One can conclude that the entire struggle for democratization of the society can be reduced to the struggle for human rights. In this long-lasting struggle, the human rights of women and their position in the society will become generally accepted values only when the struggle for their recognition gets out of the narrow circle of women and becomes part of the awareness of each human being - man and woman alike. Human rights of women should be considered by politicians, rulers and true advocates of the rights and freedoms of women, as well as by those who fully and severely violate them. The readiness of the international community to discuss the human rights of women and their violation, improvement and protection, as a reaction to the permanently present wrong representation of the situation in certain countries, became obvious in the Universal Human Rights Declaration adopted in 1948. However, only after the Convention on the Elimination of All Forms of Discrimination of Women was adopted in 1979, which clearly said that discrimination of women violates the equality of rights and existence of human dignity, did the international community clearly declare that all human beings are born free and equal in dignity and rights, and that they are all entitled to the same rights and freedoms contained therein without any differences including the difference in sex.

However, we witnessed severe violation of the human rights of women: women's rights are limited, deprived, or violated in a fairly large scope.

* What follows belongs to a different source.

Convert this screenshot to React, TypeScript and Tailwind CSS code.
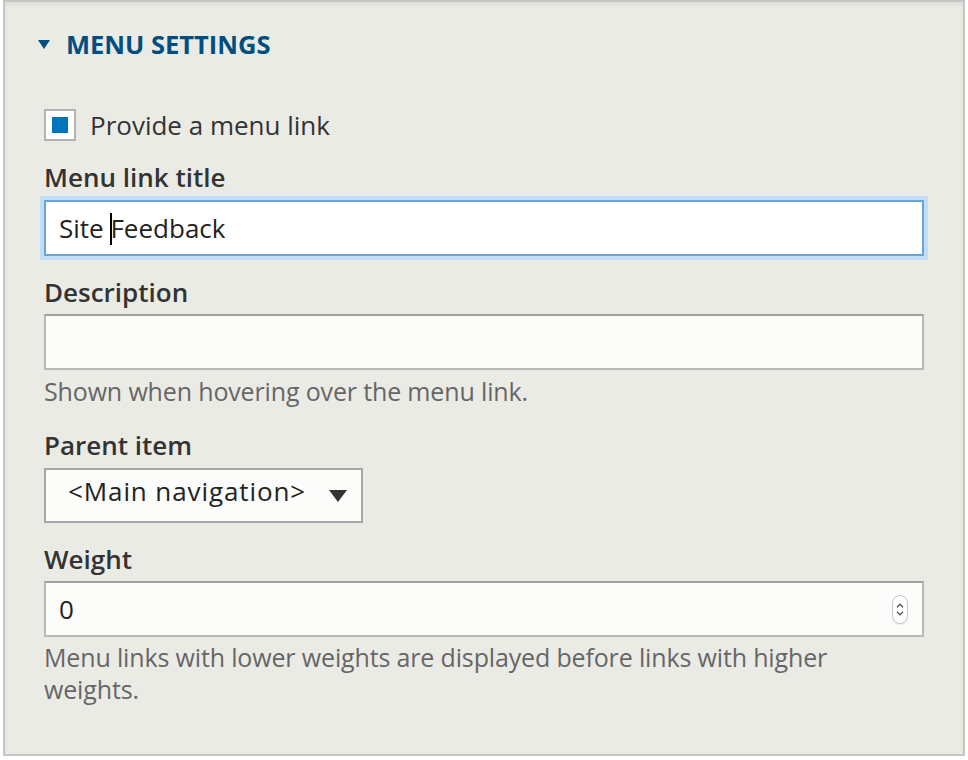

In our society, violation of the human rights of women is part of the day-to-day life. Violence in marriage and family is widespread. These forms of violation of human rights of women are rarely discussed.

It is difficult to understand that mental and physical violence against women, especially rape in marriage, explicitly specified in the above mentioned international documents as kinds of violation of human rights of women, can be justified by the opinion that women are totally receptive to physical violence and that during rape they feel satisfaction, that women's sexual relations are characterized by masochism. These opinions, existing in our public, strongly degrade women and involve their unnatural position. It is certainly not in the woman's nature to be exposed to violence, let alone to provoke violence. This way of looking at things reduces the woman to her sexuality, to the opinion that the complete integrity is reserved only for men. Therefore, it comes as no surprise that our society, which is a deeply patriarchal one, lacks legal protection from these forms of violation of the human rights of women. The fact is that our incrimination of rape, which has remained unchanged for years, is not in accordance with the new concept of this criminal act in some modern legislations. In the societies which deserve to be called democratic, the incrimination of rape is proportional to the state of development of both awareness and observance of the freedoms and rights and the freedom of decision-making in a sexual act is inspired by the mentioned declarations. Their definitions of rape tend to be extending the protection of the woman's integrity in the area of sexuality. The woman is, first of all, protected against sexual violence (a wider idea than the "classical intercourse carried out by force") and the possibility of this act is foreseen even in the case when the perpetrator and the victim are spouses.

Therefore, I think that changes, amendments or new solutions should be offered referring to this criminal act. The chapter title "Criminal Acts Against the Dignity of Personality and Morality" is, no doubt, anachronic and "Criminal Acts Against Sexual Freedom" would be more adequate. As for the criminal aspect of rape, it should be changed in two directions: 1) the act could be sexual intercourse with the use of force; 2) the status of the woman as victim should be of no influence. Sexual intercourse is a more adequate and wider idea which would include all kinds of sexual acts which, even if they do not represent typical intercourse, include various ways of penetrating the woman's body. At the same time, by recognizing the possibility of rape in marriage, the use of force in marriage could be considered. It is clear that in our population, where the percentage of marriages of alcoholics is high, the woman's will can be subdued by the use of force. In such marriages, rape occurs daily. This can be illustrated by a study of the Institute for Criminological and Sociological Research, according to which 18.7 percent of the randomly chosen 192 women said they had been raped by their husbands. Analysis of the three-year-long work of the SOS telephone shows that of all the reported cases of sexual violence, 15.5 percent were cases of rape in marriage. Aware of the fact that foreign legal solutions cannot be simply copied, I think that innovated regulations could affect the development of awareness among citizens. In expectation of a new criminal law of Yugoslavia, it would be worthwhile to examine the existing acts in order to re-define the most typical and severe form of violation of the human rights of women - rape. This would be in accordance with the criminal-political needs, as well as with the tendencies in the modern doctrine and contemporary legislation in the world.